● **Dataset excerpts**
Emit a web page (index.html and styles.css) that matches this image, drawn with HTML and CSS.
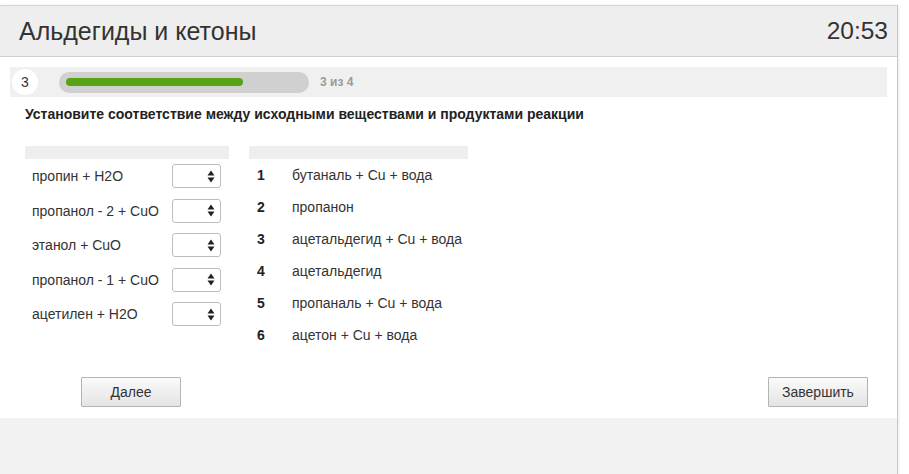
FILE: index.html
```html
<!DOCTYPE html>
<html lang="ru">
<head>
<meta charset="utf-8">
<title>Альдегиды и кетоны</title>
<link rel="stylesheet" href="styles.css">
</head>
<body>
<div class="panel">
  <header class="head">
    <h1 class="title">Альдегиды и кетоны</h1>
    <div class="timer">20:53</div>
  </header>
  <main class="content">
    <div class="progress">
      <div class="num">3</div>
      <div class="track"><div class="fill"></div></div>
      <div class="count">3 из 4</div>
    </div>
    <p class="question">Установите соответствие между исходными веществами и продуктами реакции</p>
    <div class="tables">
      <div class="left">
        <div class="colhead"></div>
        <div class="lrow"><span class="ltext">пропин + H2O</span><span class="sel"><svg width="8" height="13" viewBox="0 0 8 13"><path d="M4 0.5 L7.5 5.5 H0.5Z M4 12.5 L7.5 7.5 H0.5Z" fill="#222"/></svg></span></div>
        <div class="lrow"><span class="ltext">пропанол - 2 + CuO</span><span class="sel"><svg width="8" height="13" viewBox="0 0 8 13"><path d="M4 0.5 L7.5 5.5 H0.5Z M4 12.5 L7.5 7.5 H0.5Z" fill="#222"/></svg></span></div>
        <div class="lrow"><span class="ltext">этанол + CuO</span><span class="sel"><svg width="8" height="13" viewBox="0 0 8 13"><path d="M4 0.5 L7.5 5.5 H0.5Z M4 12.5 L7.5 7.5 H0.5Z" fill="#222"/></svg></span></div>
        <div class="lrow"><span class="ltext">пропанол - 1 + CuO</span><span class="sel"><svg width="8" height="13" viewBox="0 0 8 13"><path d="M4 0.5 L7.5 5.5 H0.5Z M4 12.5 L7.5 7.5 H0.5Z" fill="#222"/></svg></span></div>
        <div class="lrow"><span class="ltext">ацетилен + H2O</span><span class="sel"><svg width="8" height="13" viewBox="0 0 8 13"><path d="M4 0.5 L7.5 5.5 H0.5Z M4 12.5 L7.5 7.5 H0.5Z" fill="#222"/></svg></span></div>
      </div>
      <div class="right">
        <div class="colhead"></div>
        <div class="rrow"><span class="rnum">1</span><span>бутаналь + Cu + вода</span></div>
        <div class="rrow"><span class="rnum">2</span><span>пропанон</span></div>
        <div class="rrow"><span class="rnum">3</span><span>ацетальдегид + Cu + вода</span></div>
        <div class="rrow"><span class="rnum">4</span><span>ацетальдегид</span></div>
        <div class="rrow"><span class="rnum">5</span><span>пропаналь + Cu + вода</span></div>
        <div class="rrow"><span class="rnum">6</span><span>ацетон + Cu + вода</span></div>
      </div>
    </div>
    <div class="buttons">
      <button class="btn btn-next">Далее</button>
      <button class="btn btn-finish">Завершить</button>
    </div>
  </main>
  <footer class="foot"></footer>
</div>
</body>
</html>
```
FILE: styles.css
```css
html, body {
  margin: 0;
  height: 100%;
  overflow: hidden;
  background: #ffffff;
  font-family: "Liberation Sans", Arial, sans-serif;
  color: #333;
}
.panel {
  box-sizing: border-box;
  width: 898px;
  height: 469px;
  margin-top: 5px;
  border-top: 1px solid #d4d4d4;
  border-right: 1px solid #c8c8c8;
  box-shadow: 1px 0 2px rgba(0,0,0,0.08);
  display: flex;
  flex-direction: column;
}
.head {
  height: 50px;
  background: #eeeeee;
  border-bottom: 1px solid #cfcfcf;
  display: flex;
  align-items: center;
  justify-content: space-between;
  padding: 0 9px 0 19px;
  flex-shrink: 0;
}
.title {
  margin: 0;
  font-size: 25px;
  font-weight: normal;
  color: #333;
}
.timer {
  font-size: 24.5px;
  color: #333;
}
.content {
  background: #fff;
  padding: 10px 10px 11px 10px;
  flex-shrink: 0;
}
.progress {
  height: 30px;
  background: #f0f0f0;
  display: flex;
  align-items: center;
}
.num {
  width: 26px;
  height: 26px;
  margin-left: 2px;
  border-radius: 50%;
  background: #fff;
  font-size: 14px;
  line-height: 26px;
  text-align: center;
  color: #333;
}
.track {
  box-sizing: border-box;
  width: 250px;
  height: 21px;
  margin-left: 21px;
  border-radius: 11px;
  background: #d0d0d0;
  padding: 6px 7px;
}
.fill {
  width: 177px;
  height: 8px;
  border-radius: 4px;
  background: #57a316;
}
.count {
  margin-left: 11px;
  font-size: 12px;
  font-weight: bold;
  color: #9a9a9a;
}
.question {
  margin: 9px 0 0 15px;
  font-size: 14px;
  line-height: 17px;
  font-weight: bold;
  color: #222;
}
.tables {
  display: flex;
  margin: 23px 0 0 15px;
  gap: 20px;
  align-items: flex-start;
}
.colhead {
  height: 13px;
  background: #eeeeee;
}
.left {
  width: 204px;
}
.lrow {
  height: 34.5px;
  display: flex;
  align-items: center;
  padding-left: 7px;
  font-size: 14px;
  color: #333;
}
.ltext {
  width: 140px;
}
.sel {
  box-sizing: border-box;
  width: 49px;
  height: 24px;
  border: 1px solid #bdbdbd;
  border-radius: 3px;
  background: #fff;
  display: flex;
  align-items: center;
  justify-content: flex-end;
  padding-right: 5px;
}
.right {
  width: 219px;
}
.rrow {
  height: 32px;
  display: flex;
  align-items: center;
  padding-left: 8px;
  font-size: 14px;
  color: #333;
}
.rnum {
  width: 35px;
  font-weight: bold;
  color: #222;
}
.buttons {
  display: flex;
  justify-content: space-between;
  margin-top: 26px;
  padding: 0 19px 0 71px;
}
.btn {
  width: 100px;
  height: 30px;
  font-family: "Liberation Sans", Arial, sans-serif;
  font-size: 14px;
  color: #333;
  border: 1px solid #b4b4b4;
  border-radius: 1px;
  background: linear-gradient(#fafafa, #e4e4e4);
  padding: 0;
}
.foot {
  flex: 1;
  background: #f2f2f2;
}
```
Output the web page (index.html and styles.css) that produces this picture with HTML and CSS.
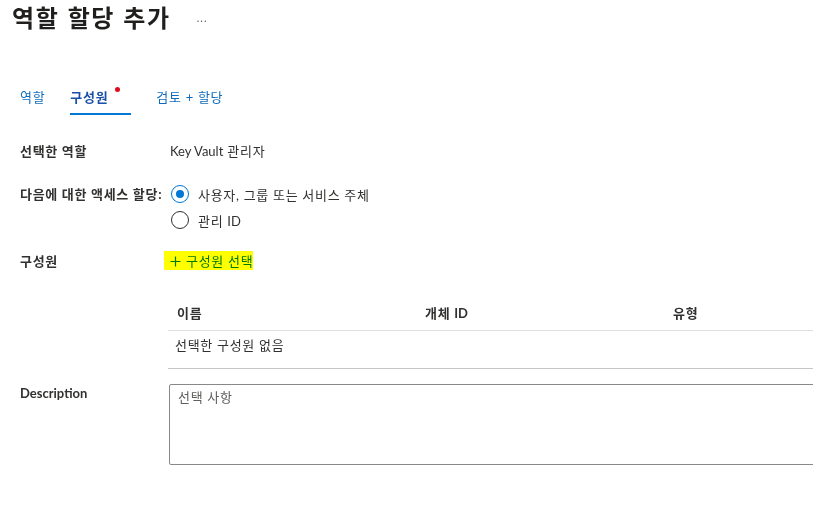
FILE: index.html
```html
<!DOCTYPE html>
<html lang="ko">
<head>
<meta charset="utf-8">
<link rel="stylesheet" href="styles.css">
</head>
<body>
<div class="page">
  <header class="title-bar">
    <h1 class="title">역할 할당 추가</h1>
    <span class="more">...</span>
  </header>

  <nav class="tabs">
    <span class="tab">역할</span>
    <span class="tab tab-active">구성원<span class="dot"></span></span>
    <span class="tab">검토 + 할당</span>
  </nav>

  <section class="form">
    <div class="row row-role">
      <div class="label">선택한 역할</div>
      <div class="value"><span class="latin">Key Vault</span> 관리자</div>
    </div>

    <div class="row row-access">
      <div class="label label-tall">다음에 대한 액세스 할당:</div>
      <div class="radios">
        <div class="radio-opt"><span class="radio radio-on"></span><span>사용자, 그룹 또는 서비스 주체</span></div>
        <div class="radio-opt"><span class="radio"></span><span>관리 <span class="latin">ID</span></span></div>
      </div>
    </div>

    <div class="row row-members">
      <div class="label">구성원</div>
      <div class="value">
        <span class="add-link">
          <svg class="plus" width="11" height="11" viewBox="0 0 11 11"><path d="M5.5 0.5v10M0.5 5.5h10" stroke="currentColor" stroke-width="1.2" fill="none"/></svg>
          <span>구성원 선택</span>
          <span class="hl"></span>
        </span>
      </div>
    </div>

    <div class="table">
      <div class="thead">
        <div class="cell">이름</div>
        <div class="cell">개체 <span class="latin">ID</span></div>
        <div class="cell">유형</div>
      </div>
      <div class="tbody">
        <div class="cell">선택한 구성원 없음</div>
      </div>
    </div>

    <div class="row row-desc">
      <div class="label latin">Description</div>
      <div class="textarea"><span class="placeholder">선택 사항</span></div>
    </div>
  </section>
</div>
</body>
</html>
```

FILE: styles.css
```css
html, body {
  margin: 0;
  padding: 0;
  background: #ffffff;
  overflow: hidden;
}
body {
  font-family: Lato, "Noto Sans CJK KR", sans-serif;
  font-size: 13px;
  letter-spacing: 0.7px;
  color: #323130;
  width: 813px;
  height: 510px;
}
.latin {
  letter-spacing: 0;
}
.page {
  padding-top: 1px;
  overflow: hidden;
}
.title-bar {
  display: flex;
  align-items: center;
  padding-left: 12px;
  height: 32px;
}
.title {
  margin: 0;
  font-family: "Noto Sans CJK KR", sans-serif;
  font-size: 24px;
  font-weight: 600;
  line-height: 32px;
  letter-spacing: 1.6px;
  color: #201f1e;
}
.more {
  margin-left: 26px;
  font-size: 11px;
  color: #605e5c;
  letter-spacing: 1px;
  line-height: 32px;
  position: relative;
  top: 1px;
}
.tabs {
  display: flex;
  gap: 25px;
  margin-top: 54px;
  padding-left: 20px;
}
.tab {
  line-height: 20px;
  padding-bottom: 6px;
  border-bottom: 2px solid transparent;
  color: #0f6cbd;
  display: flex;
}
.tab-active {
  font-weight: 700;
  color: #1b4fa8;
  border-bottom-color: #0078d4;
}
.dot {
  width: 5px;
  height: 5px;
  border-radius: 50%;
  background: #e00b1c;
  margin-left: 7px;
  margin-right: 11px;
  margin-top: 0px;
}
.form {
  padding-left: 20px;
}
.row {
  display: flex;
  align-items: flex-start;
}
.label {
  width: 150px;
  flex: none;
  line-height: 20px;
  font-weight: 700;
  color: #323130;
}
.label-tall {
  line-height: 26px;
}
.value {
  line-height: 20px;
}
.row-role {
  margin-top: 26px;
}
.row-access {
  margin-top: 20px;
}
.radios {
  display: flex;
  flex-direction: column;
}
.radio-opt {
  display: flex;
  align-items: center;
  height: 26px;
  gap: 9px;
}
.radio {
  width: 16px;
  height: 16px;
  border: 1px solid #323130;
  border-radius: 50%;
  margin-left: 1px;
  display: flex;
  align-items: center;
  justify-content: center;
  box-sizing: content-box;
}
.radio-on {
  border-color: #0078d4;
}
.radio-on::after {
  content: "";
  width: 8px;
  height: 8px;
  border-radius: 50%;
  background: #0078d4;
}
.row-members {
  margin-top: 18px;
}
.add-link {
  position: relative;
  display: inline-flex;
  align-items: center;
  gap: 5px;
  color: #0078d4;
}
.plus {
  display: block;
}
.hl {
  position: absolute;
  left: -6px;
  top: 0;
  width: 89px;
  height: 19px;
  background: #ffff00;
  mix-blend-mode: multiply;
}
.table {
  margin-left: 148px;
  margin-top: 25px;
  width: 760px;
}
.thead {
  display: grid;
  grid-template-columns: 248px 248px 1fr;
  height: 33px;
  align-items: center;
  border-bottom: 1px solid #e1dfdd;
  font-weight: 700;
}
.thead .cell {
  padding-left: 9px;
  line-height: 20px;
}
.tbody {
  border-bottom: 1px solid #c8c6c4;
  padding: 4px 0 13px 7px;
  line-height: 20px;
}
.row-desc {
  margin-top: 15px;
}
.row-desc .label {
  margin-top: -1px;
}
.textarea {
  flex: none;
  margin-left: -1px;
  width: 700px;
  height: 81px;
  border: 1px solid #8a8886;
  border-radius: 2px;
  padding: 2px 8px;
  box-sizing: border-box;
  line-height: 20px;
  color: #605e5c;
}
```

● **What you should do**
Extract every line containing the string "with" from the data above.

● **Reply**
Emit a web page (index.html and styles.css) that matches this image, drawn with HTML and CSS.
Output the web page (index.html and styles.css) that produces this picture with HTML and CSS.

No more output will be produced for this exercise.